REQUIREMENTS:
Search the material for the word "React" and report each line where it turns up.
********
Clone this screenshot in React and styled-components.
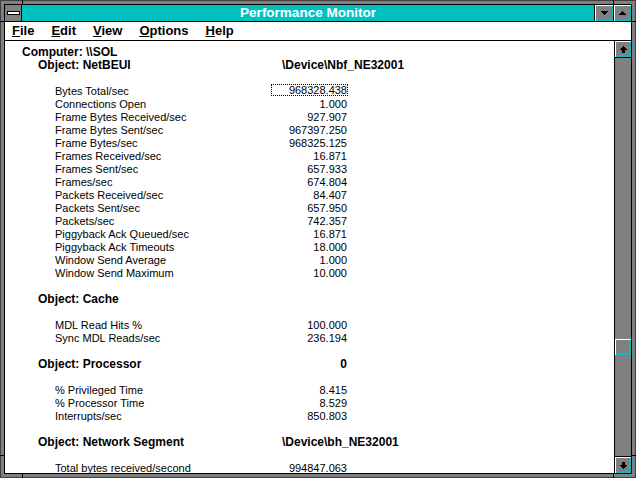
import React from "react";
import styled, { createGlobalStyle } from "styled-components";

const Global = createGlobalStyle`
  html, body { margin: 0; padding: 0; background: #fff; }
  body { font-family: "Liberation Sans", Arial, sans-serif; }
`;

const FRAME = "#808080";
const OUTER = "#404040";
const CYAN = "#00c0c0";

const Frame = styled.div`
  position: relative;
  width: 636px;
  height: 478px;
  box-sizing: border-box;
  background: ${FRAME};
  border: 1px solid ${OUTER};
  padding: 3px;
`;

const Notch = styled.span`
  position: absolute;
  background: #000;
  width: ${(p) => (p.$vertical ? "1px" : "5px")};
  height: ${(p) => (p.$vertical ? "5px" : "1px")};
`;

const Inner = styled.div`
  height: 100%;
  box-sizing: border-box;
  border: 1px solid #000;
  display: flex;
  flex-direction: column;
`;

const TitleBar = styled.div`
  flex: none;
  height: 16px;
  display: flex;
  border-bottom: 1px solid #000;
`;

const SysMenu = styled.div`
  width: 16px;
  background: ${FRAME};
  border-right: 1px solid #000;
  display: flex;
  align-items: center;
  justify-content: center;
`;

const SysBar = styled.div`
  width: 13px;
  height: 4px;
  box-sizing: border-box;
  border: 1px solid #000;
  background: #fff;
`;

const Caption = styled.div`
  flex: 1;
  background: ${CYAN};
  color: #fff;
  font-weight: 700;
  font-size: 13.5px;
  line-height: 16px;
  text-align: center;
  white-space: nowrap;
`;

const CaptionButton = styled.div`
  width: ${(p) => p.$w}px;
  background: ${FRAME};
  border-left: 1px solid #000;
  box-shadow: inset 1px 1px #fff, inset -1px -1px ${CYAN};
  display: flex;
  align-items: center;
  justify-content: center;
`;

const MenuBar = styled.div`
  flex: none;
  height: 18px;
  background: #fff;
  border-bottom: 1px solid #000;
  display: flex;
  align-items: center;
  gap: 17px;
  padding-left: 7px;
  font-size: 13px;
  font-weight: 700;
  line-height: 18px;
  color: #000;
`;

const MenuItem = styled.span`
  white-space: nowrap;
`;

const Accel = styled.span`
  text-decoration: underline;
  text-underline-offset: 1px;
`;

const Client = styled.div`
  flex: 1;
  min-height: 0;
  display: flex;
`;

const Content = styled.div`
  flex: 1;
  background: #fff;
  border-right: 1px solid #000;
  padding-top: 5px;
  overflow: hidden;
  color: #000;
`;

const Line = styled.div`
  display: grid;
  grid-template-columns: 266px 77px;
  height: 13px;
  line-height: 13px;
  white-space: nowrap;
  font-size: ${(p) => (p.$bold ? "12px" : "11px")};
  font-weight: ${(p) => (p.$bold ? 700 : 400)};
`;

const Label = styled.span`
  padding-left: ${(p) => p.$indent}px;
`;

const Value = styled.span`
  display: block;
  text-align: ${(p) => p.$align};
  padding-left: ${(p) => (p.$align === "left" ? 11 : 0)}px;
  padding-right: 1px;
  overflow: visible;
`;

const Focused = styled(Value)`
  height: 12px;
  line-height: 13px;
  margin-top: -1px;
  outline: 1px dotted #000;
  outline-offset: -1px;
`;

const ScrollBar = styled.div`
  width: 16px;
  display: flex;
  flex-direction: column;
  background: ${FRAME};
`;

const ScrollButton = styled.div`
  flex: none;
  height: 16px;
  background: ${FRAME};
  box-shadow: inset 1px 1px #fff, inset -1px -1px ${CYAN}, inset -2px -2px ${CYAN};
  display: flex;
  align-items: center;
  justify-content: center;
  ${(p) => (p.$top ? "border-bottom: 1px solid #000;" : "border-top: 1px solid #000;")}
`;

const Track = styled.div`
  flex: 1;
  display: flex;
  flex-direction: column;
`;

const Thumb = styled.div`
  flex: none;
  height: 16px;
  background: ${FRAME};
  box-shadow: inset 1px 1px #fff, inset -1px -1px ${CYAN}, inset -2px -2px ${CYAN};
`;

const Tri = ({ up }) => (
  <svg width="7" height="4" viewBox="0 0 7 4" shapeRendering="crispEdges">
    <polygon points={up ? "3.5,0 7,4 0,4" : "0,0 7,0 3.5,4"} fill="#000" />
  </svg>
);

const Arrow = ({ up }) => (
  <svg width="7" height="7" viewBox="0 0 7 7" shapeRendering="crispEdges">
    <polygon
      points={up ? "3.5,0 7,4 5,4 5,7 2,7 2,4 0,4" : "2,0 5,0 5,3 7,3 3.5,7 0,3 2,3"}
      fill="#000"
    />
  </svg>
);

const rows = [
  { t: "h", label: "Computer: \\\\SOL", indent: 17 },
  { t: "h", label: "Object: NetBEUI", indent: 33, inst: "\\Device\\Nbf_NE32001" },
  { t: "b" },
  { t: "c", label: "Bytes Total/sec", value: "968328.438", focus: true },
  { t: "c", label: "Connections Open", value: "1.000" },
  { t: "c", label: "Frame Bytes Received/sec", value: "927.907" },
  { t: "c", label: "Frame Bytes Sent/sec", value: "967397.250" },
  { t: "c", label: "Frame Bytes/sec", value: "968325.125" },
  { t: "c", label: "Frames Received/sec", value: "16.871" },
  { t: "c", label: "Frames Sent/sec", value: "657.933" },
  { t: "c", label: "Frames/sec", value: "674.804" },
  { t: "c", label: "Packets Received/sec", value: "84.407" },
  { t: "c", label: "Packets Sent/sec", value: "657.950" },
  { t: "c", label: "Packets/sec", value: "742.357" },
  { t: "c", label: "Piggyback Ack Queued/sec", value: "16.871" },
  { t: "c", label: "Piggyback Ack Timeouts", value: "18.000" },
  { t: "c", label: "Window Send Average", value: "1.000" },
  { t: "c", label: "Window Send Maximum", value: "10.000" },
  { t: "b" },
  { t: "h", label: "Object: Cache", indent: 33 },
  { t: "b" },
  { t: "c", label: "MDL Read Hits %", value: "100.000" },
  { t: "c", label: "Sync MDL Reads/sec", value: "236.194" },
  { t: "b" },
  { t: "h", label: "Object: Processor", indent: 33, inst: "0", instRight: true },
  { t: "b" },
  { t: "c", label: "% Privileged Time", value: "8.415" },
  { t: "c", label: "% Processor Time", value: "8.529" },
  { t: "c", label: "Interrupts/sec", value: "850.803" },
  { t: "b" },
  { t: "h", label: "Object: Network Segment", indent: 33, inst: "\\Device\\bh_NE32001" },
  { t: "b" },
  { t: "c", label: "Total bytes received/second", value: "994847.063" },
];

const menus = ["File", "Edit", "View", "Options", "Help"];

export default function App() {
  return (
    <>
      <Global />
      <Frame>
        <Notch $vertical style={{ left: 21, top: -1 }} />
        <Notch $vertical style={{ left: 612, top: -1 }} />
        <Notch $vertical style={{ left: 21, bottom: -1 }} />
        <Notch $vertical style={{ left: 612, bottom: -1 }} />
        <Notch style={{ top: 20, left: -1 }} />
        <Notch style={{ top: 454, left: -1 }} />
        <Notch style={{ top: 20, right: -1 }} />
        <Notch style={{ top: 454, right: -1 }} />
        <Inner>
          <TitleBar>
            <SysMenu>
              <SysBar />
            </SysMenu>
            <Caption>Performance Monitor</Caption>
            <CaptionButton $w={18}>
              <Tri />
            </CaptionButton>
            <CaptionButton $w={17}>
              <Tri up />
            </CaptionButton>
          </TitleBar>
          <MenuBar>
            {menus.map((m) => (
              <MenuItem key={m}>
                <Accel>{m[0]}</Accel>
                {m.slice(1)}
              </MenuItem>
            ))}
          </MenuBar>
          <Client>
            <Content>
              {rows.map((r, i) => {
                if (r.t === "b") return <Line key={i} />;
                if (r.t === "h")
                  return (
                    <Line key={i} $bold>
                      <Label $indent={r.indent}>{r.label}</Label>
                      {r.inst && <Value $align={r.instRight ? "right" : "left"}>{r.inst}</Value>}
                    </Line>
                  );
                const V = r.focus ? Focused : Value;
                return (
                  <Line key={i}>
                    <Label $indent={50}>{r.label}</Label>
                    <V $align="right">{r.value}</V>
                  </Line>
                );
              })}
            </Content>
            <ScrollBar>
              <ScrollButton $top>
                <Arrow up />
              </ScrollButton>
              <Track>
                <Thumb style={{ marginTop: 281 }} />
              </Track>
              <ScrollButton>
                <Arrow />
              </ScrollButton>
            </ScrollBar>
          </Client>
        </Inner>
      </Frame>
    </>
  );
}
********
SOLUTION:
Clone this screenshot in React and styled-components.
import React from "react";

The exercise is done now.